Berkeley Laboratory scientists designed simulations to determine how much biofuel is needed for the whole bioproduct extraction process to be labeled as cost-efficient. Their results showed that the target levels are actually modest and within reach.

The development of biofuels over the past years is part of the strategy to decrease the demand for petroleum-based gasoline, diesel, and jet fuels. However, biofuels are yet to reach the level where they can compete with petroleum-based fuels in terms of cost production. Conventional biofuel production often involves genetically engineered plants that can produce essential chemical compounds, or bioproducts. These bioproducts are extracted from the plant, and the remaining plant parts are converted into fuel. This led scientists from the Berkeley Laboratory to investigate exactly how much bioproduct does a plant need to determine if the whole extraction process to be determined efficient, and how much bioproduct should be produced to reach the target ethanol selling price of USD 2.50 per gallon.

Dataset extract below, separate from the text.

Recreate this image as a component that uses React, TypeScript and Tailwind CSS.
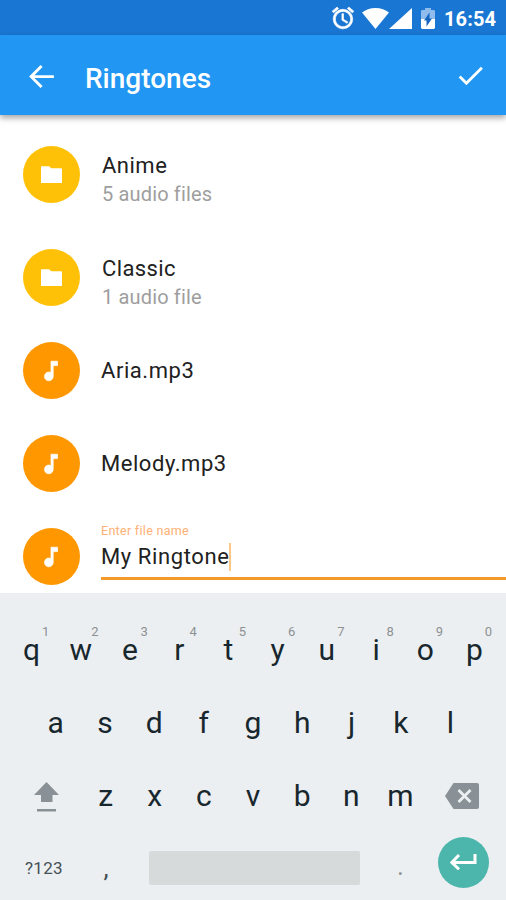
import type { ReactNode } from 'react'

const folders = [
  { name: 'Anime', detail: '5 audio files', tracking: 'tracking-[0.5px]' },
  { name: 'Classic', detail: '1 audio file', tracking: 'tracking-[0.4px]' },
]

const songs = ['Aria.mp3', 'Melody.mp3']

const topRow = ['q', 'w', 'e', 'r', 't', 'y', 'u', 'i', 'o', 'p']
const middleRow = ['a', 's', 'd', 'f', 'g', 'h', 'j', 'k', 'l']
const bottomRow = ['z', 'x', 'c', 'v', 'b', 'n', 'm']

function StatusBar() {
  return (
    <div className="flex h-[35px] items-center bg-[#1976d2] pl-[330px] text-white">
      <svg viewBox="0 0 24 24" className="mt-[1px] h-[26px] w-[26px] shrink-0" fill="currentColor" stroke="currentColor" strokeWidth="0.6">
        <path d="M22 5.72l-4.6-3.86-1.29 1.53 4.6 3.86L22 5.72zM7.88 3.39L6.6 1.86 2 5.71l1.29 1.53 4.59-3.85zM12.5 8H11v6l4.75 2.85.75-1.23-4-2.37V8zM12 4c-4.97 0-9 4.03-9 9s4.02 9 9 9a9 9 0 000-18zm0 16c-3.87 0-7-3.13-7-7s3.13-7 7-7 7 3.13 7 7-3.13 7-7 7z" />
      </svg>
      <svg viewBox="0 0 27 21" className="mt-px ml-[6px] h-[21px] w-[27px] shrink-0" fill="currentColor">
        <path d="M0 4.600C3.500 1.800 8 0 13.500 0S23.500 1.800 27 4.600L13.500 21z" />
      </svg>
      <svg viewBox="0 0 23 21" className="mt-[2px] h-[21px] w-[23px] shrink-0" fill="currentColor">
        <path d="M23 0v21H0z" />
      </svg>
      <svg viewBox="0 0 14 21" className="mt-[2px] ml-[9px] h-[21px] w-[14px] shrink-0">
        <path fill="#8fbcec" d="M1.400 2H4V0h6v2h2.600c.8 0 1.400.6 1.400 1.400V11H0V3.400C0 2.600.6 2 1.400 2z" />
        <path fill="white" d="M0 11h14v8.600c0 .8-.6 1.400-1.400 1.400H1.400C.6 21 0 20.400 0 19.600z" />
        <path fill="#1565c0" d="M8.500 4.500v6H11L5.500 18.500v-6H3z" />
      </svg>
      <span className="mt-[3px] ml-[9px] text-[20px] leading-none font-bold tracking-[0.1px]">16:54</span>
    </div>
  )
}

function AppBar() {
  return (
    <header className="relative flex h-20 items-center bg-[#2196f3] pr-[19px] pl-[25px] text-white shadow-[0_3px_6px_rgba(0,0,0,0.35)]">
      <svg viewBox="0 0 24 24" className="mt-[2px] h-[33px] w-[33px]" fill="currentColor">
        <path d="M21 11H6.900l5.900-5.900L11.300 3.700 3 12l8.300 8.300 1.500-1.400L6.900 13H21z" />
      </svg>
      <h1 className="mt-[8px] ml-[27px] text-[28px] leading-none font-medium">Ringtones</h1>
      <svg viewBox="0 0 24 24" className="mt-px ml-auto h-[33px] w-[33px]" fill="currentColor">
        <path d="M9 16.170L4.830 12l-1.420 1.410L9 19 21 7l-1.410-1.410z" />
      </svg>
    </header>
  )
}

function Avatar({ kind }: { kind: 'folder' | 'song' }) {
  if (kind === 'folder') {
    return (
      <span className="flex h-[57px] w-[57px] shrink-0 items-center justify-center rounded-full bg-[#ffc107]">
        <svg viewBox="0 0 22 18" className="h-[17.500px] w-[21px]" fill="white">
          <path d="M1 0h7.500l2.200 2.200H21q1 0 1 1V17q0 1-1 1H1q-1 0-1-1V1q0-1 1-1z" />
        </svg>
      </span>
    )
  }

  return (
    <span className="flex h-[57px] w-[57px] shrink-0 items-center justify-center rounded-full bg-[#ff9800] pr-px">
      <svg viewBox="0 0 24 24" className="h-[26px] w-[26px]" fill="white" stroke="white" strokeWidth="0.7">
        <path d="M12 3v10.550c-.59-.34-1.270-.55-2-.55-2.210 0-4 1.790-4 4s1.790 4 4 4 4-1.790 4-4V7h4V3h-6z" />
      </svg>
    </span>
  )
}

function FileList() {
  return (
    <main className="h-[478px] overflow-hidden bg-white pt-[31px] pl-[23px] text-[#212121]">
      <ul className="flex flex-col gap-[46px]">
        {folders.map((folder) => (
          <li key={folder.name} className="flex h-[57px] items-center">
            <Avatar kind="folder" />
            <div className="ml-[22px] pt-[10px]">
              <p className={`text-[22px] leading-7 ${folder.tracking}`}>{folder.name}</p>
              <p className="text-[20px] leading-7 tracking-[0.15px] text-[#9e9e9e]">{folder.detail}</p>
            </div>
          </li>
        ))}
      </ul>
      <ul className="mt-9 flex flex-col gap-9">
        {songs.map((song) => (
          <li key={song} className="flex h-[57px] items-center">
            <Avatar kind="song" />
            <p className="ml-[21px] text-[22px] leading-7 tracking-[0.550px]">{song}</p>
          </li>
        ))}
        <li className="flex h-[57px] items-start">
          <Avatar kind="song" />
          <div className="-mt-[5px] ml-[21px] flex-1">
            <p className="text-[12.500px] leading-4 tracking-[0.3px] text-[#ffb074]">Enter file name</p>
            <div className="flex h-[41px] items-start border-b-[3px] border-[#f39a2b] pt-1">
              <span className="text-[22px] leading-7 tracking-[0.6px]">My Ringtone</span>
              <span className="h-7 w-[1.500px] bg-[#ffc887]" />
            </div>
          </div>
        </li>
      </ul>
    </main>
  )
}

function Key({ label, hint }: { label: ReactNode; hint?: number }) {
  return (
    <button className="relative flex h-full flex-1 items-center justify-center text-[30px] leading-none">
      {label}
      {hint !== undefined && (
        <span className="absolute top-3 left-[35px] text-[13px] leading-none text-[#8d9194]">{hint}</span>
      )}
    </button>
  )
}

function Keyboard() {
  return (
    <div className="h-[307px] bg-[#eceff1] pt-5 text-[#18272e]">
      <div className="flex h-[73px] px-[7px]">
        {topRow.map((letter, i) => (
          <Key key={letter} label={letter} hint={(i + 1) % 10} />
        ))}
      </div>
      <div className="flex h-[73px] px-[31px]">
        {middleRow.map((letter) => (
          <Key key={letter} label={letter} />
        ))}
      </div>
      <div className="flex h-[73px]">
        <button className="flex w-[81px] items-center pl-[34px]">
          <svg viewBox="0 0 25 30" className="mt-[2px] h-[30px] w-[25px]" fill="#899196">
            <path d="M12.500 0L25 13h-6.500v7H7v-7H0zM3 27h19v2.600H3z" />
          </svg>
        </button>
        {bottomRow.map((letter) => (
          <Key key={letter} label={letter} />
        ))}
        <button className="flex w-[81px] items-center pl-[20px]">
          <svg viewBox="0 0 34 26" className="h-[26px] w-[34px]">
            <path fill="#899196" d="M8.500 0H32q2 0 2 2v22q0 2-2 2H8.500L0 13z" />
            <path stroke="#eceff1" strokeWidth="2.800" d="M13.500 7l12 12M25.500 7l-12 12" />
          </svg>
        </button>
      </div>
      <div className="flex h-[68px] items-center text-[#455056]">
        <button className="w-[81px] pt-[6px] pl-[25px] text-left text-[17px] tracking-[0.3px]">?123</button>
        <button className="w-[50px] pt-1 text-center text-[26px] leading-none">,</button>
        <button className="mt-[3px] ml-[18px] h-[34px] w-[211px] rounded-[2px] bg-[#d6dadb]" />
        <button className="w-[81px] text-center text-[26px] leading-none text-[#8d9194]">.</button>
        <button className="-mt-[8px] -ml-[3px] flex h-[51px] w-[51px] items-center justify-center rounded-full bg-[#4db6ac]">
          <svg viewBox="0 0 27 16" className="h-4 w-[27px]" fill="none" stroke="white" strokeWidth="3">
            <path d="M25 0v8.500H2M9 1L1.800 8.500 9 15.300" />
          </svg>
        </button>
      </div>
    </div>
  )
}

export default function App() {
  return (
    <div className="h-[900px] w-[506px] overflow-hidden bg-white font-[Roboto,sans-serif]">
      <StatusBar />
      <AppBar />
      <FileList />
      <Keyboard />
    </div>
  )
}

To do this, the researchers studied existing data of well-studied plant-based bioproduct production. They used this data to make simulations that will determine the factors involved in extracting bioproducts using the context of bioethanol refinery, which means that bioproducts will be extracted from the plant and the remaining plant materials will be converted to ethanol. Their results determined that the bioproduct levels needed to accumulate in plants to offset the production cost recovery is quite feasible. Using limonene as an example, they calculated that an accumulated 0.6% of biomass dry weight would already produce net economic benefits to biorefineries. To illustrate, it means harvesting 10 dry metric tons of sorghum mass from one acre will only need 130 pounds of recovered limonene from that biomass to say that the whole production process is efficient.


According to the scientists, this new finding can provide new insights into the role of bioproducts to improve biorefinery economics. The results also offer the first quantitative basis for implementation of this cost-saving strategy for future studies on plant-based biofuel breeding and engineering. The scientists also recommended that crops need to be engineered to produce a broad range of bioproducts in order to provide options and diversify products in the market.


The news was released by Berkeley Lab while the study's details are published in PNAS.